The Slovenian government presented its recovery plan (RRP) for the €2.5bn in grants and loans that it will receive through the EU Recovery and Resilience Facility (RRF) at the end of April 2021. Civil society actors and the public had little opportunity to participate in the development of the plan. Overall, we find that the measures included in the RRP, which come to 5% of Slovenia’s GDP (2019), are currently unlikely to make a significant contribution to the green transition.
Following a debate that strongly focused on short-term response measures, the development of the RRP was an opportunity for Slovenia to focus on longer-term recovery measures. However, our analysis shows that most measures in the RRP do not contribute to a greener transition in the long run. The explanation in the plan on avoiding significant harm is perceived as weak. The plan includes some positive measures, for instance on energy efficiency and railways, but these are undermined by problematic measures in other areas. The plan also has to be viewed against a backdrop of broader attempts by the government to weaken environmental regulation over the last year.
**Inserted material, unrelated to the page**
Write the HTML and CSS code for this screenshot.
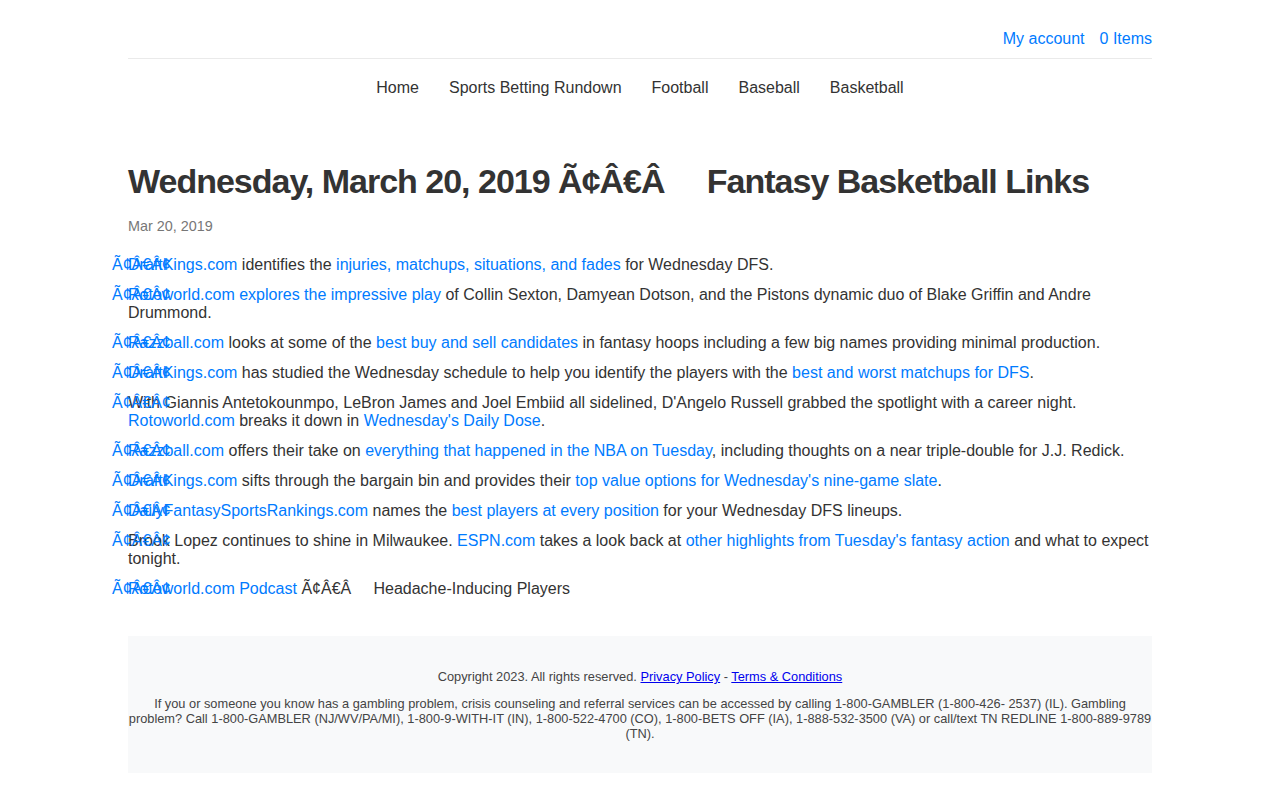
FILE: index.html
```html
<!DOCTYPE html>
<html lang="en">
<head>
<meta charset="utf-8">
<title>Fantasy Basketball Links</title>
<link rel="stylesheet" href="styles.css">
</head>
<body>
<div class="container">
  <header class="topbar">
    <a href="#">My account</a>
    <a href="#">0 Items</a>
  </header>
  <nav class="mainnav">
    <a href="#">Home</a>
    <a href="#">Sports Betting Rundown</a>
    <a href="#">Football</a>
    <a href="#">Baseball</a>
    <a href="#">Basketball</a>
  </nav>
  <main class="post">
    <h1 class="post-title">Wednesday, March 20, 2019 Ã¢Â€Â&nbsp;&nbsp;&nbsp;&nbsp; Fantasy Basketball Links</h1>
    <div class="post-date">Mar 20, 2019</div>
    <ul class="links">
      <li><a href="#">DraftKings.com</a> identifies the <a href="#">injuries, matchups, situations, and fades</a> for Wednesday DFS.</li>
      <li><a href="#">Rotoworld.com explores the impressive play</a> of Collin Sexton, Damyean Dotson, and the Pistons dynamic duo of Blake Griffin and Andre Drummond.</li>
      <li><a href="#">Razzball.com</a> looks at some of the <a href="#">best buy and sell candidates</a> in fantasy hoops including a few big names providing minimal production.</li>
      <li><a href="#">DraftKings.com</a> has studied the Wednesday schedule to help you identify the players with the <a href="#">best and worst matchups for DFS</a>.</li>
      <li>With Giannis Antetokounmpo, LeBron James and Joel Embiid all sidelined, D'Angelo Russell grabbed the spotlight with a career night. <a href="#">Rotoworld.com</a> breaks it down in <a href="#">Wednesday's Daily Dose</a>.</li>
      <li><a href="#">Razzball.com</a> offers their take on <a href="#">everything that happened in the NBA on Tuesday</a>, including thoughts on a near triple-double for J.J. Redick.</li>
      <li><a href="#">DraftKings.com</a> sifts through the bargain bin and provides their <a href="#">top value options for Wednesday's nine-game slate</a>.</li>
      <li><a href="#">DailyFantasySportsRankings.com</a> names the <a href="#">best players at every position</a> for your Wednesday DFS lineups.</li>
      <li>Brook Lopez continues to shine in Milwaukee. <a href="#">ESPN.com</a> takes a look back at <a href="#">other highlights from Tuesday's fantasy action</a> and what to expect tonight.</li>
      <li><a href="#">Rotoworld.com Podcast</a> Ã¢Â€Â&nbsp;&nbsp;&nbsp;&nbsp; Headache-Inducing Players</li>
    </ul>
  </main>
  <footer class="footer">
    <p class="copy">Copyright 2023. All rights reserved. <a href="#">Privacy Policy</a> - <a href="#">Terms &amp; Conditions</a></p>
    <p class="notice">If you or someone you know has a gambling problem, crisis counseling and referral services can be accessed by calling 1-800-GAMBLER (1-800-426- 2537) (IL). Gambling problem? Call 1-800-GAMBLER (NJ/WV/PA/MI), 1-800-9-WITH-IT (IN), 1-800-522-4700 (CO), 1-800-BETS OFF (IA), 1-888-532-3500 (VA) or call/text TN REDLINE 1-800-889-9789 (TN).</p>
  </footer>
</div>
</body>
</html>
```

FILE: styles.css
```css
* { box-sizing: border-box; }

html, body {
  margin: 0;
  padding: 0;
  background: #fff;
}

body {
  font-family: "Liberation Sans", Arial, Helvetica, sans-serif;
  font-size: 16px;
  color: #333;
}

a {
  color: #007bff;
  text-decoration: none;
}

.container {
  width: 1024px;
  margin: 0 auto;
}

.topbar {
  display: flex;
  justify-content: flex-end;
  gap: 15px;
  padding: 29px 0 9px;
  line-height: 20px;
  border-bottom: 1px solid #eaeaea;
}

.mainnav {
  display: flex;
  justify-content: center;
  gap: 30px;
  padding-top: 19px;
  line-height: 20px;
}

.mainnav a {
  color: #333;
}

.post {
  padding-top: 62px;
}

.post-title {
  margin: 0;
  font-size: 34px;
  letter-spacing: -1px;
  font-weight: bold;
  line-height: 42px;
  color: #333;
}

.post-date {
  margin-top: 14px;
  font-size: 14.4px;
  line-height: 20px;
  color: #777;
}

.links {
  list-style: none;
  margin: 20px 0 0;
  padding: 0;
}

.links li {
  position: relative;
  line-height: 18px;
  margin-bottom: 12px;
}

.links li:last-child {
  margin-bottom: 0;
}

.links li::before {
  content: "Ã¢Â€Â¢";
  position: absolute;
  left: -16px;
  top: 0;
  color: #007bff;
}

.footer {
  margin-top: 38px;
  background: #f8f9fa;
  padding: 33px 0 32px;
  text-align: center;
  font-size: 12.8px;
  line-height: 15px;
  color: #444;
}

.footer p {
  margin: 0;
}

.footer .copy {
  margin-bottom: 12px;
}

.footer a {
  color: #0000ee;
  text-decoration: underline;
}
```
We find that Slovenia’s recovery plan (RRP) achieves a green spending share of 21%, below the EU’s 37% climate spending benchmark. Furthermore, we find that 19% may have a positive or negative impact on the green transition depending on the implementation of the relevant measures, illustrating the importance of further scrutiny during the planning, review and implementation of the recovery measures.
Our calculation of the green spending share aims to mirror the approach used for the official assessment of national recovery plans (find more information here).
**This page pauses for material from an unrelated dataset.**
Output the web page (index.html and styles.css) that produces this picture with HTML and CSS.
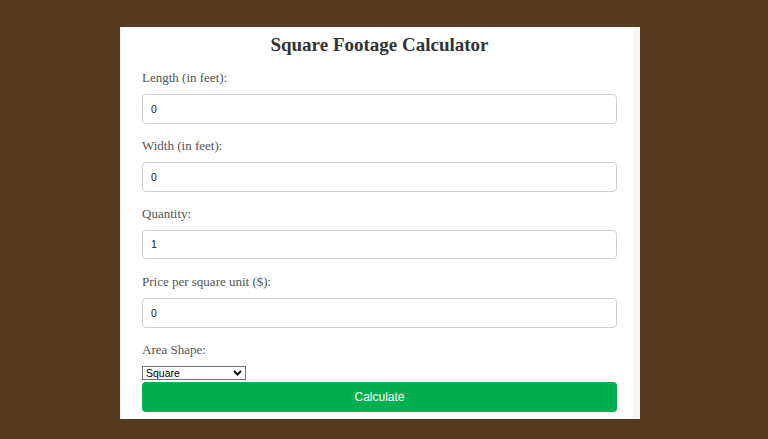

*Our analysis covers the Recovery and Resilience Plan that was released in April 2021. The report was written by Andrej Gnezda and Jonas Sonnenschein (Umanotera) as well as Felix Heilmann (E3G). We are grateful to Johanna Lehne (E3G) for providing valuable inputs.
The draft RRP proposes a revolving fund for energy refurbishments in parts of the public sector. The fund should help overcome current obstacles of refurbishment through ESCO financing where capital intensive refurbishments with smaller energy savings potential remain un-refurbished. The measure will improve the financial conditions for efficiency investments and can contribute to achieving legal requirements on energy refurbishment rates. Expanding the currently limited scope of beneficiaries to the entire public sector would bring additional benefits.
The previous draft RRP included €434m to be spent on “connectivity” measures, such as new road infrastructure and to the development of a new national airline, locking in carbon-intensive modes of transportation rather than investing in cleaner solutions. In a positive development, most of the measures did not make it to the final plan. However, some fossil fuel infrastructure is still included, and even worse, tagged as 100% climate investment. In particular, the measure “Supporting the establishment of infrastructure for alternative fuels in transport” not only supports EV charging stations but also natural gas fueling stations. In addition, the government announced that road construction projects will simply be moved to EU Cohesion Funding.
The Environment Ministry presented a list of 314 investment projects, which sparked a significant public controversy about the involvement of civil society organizations in the development of infrastructure projects and the weakening of environmental regulations – a move which would have been less surprising coming from the Economy Ministry. (More information on this can be found on page 3 of the full country report.)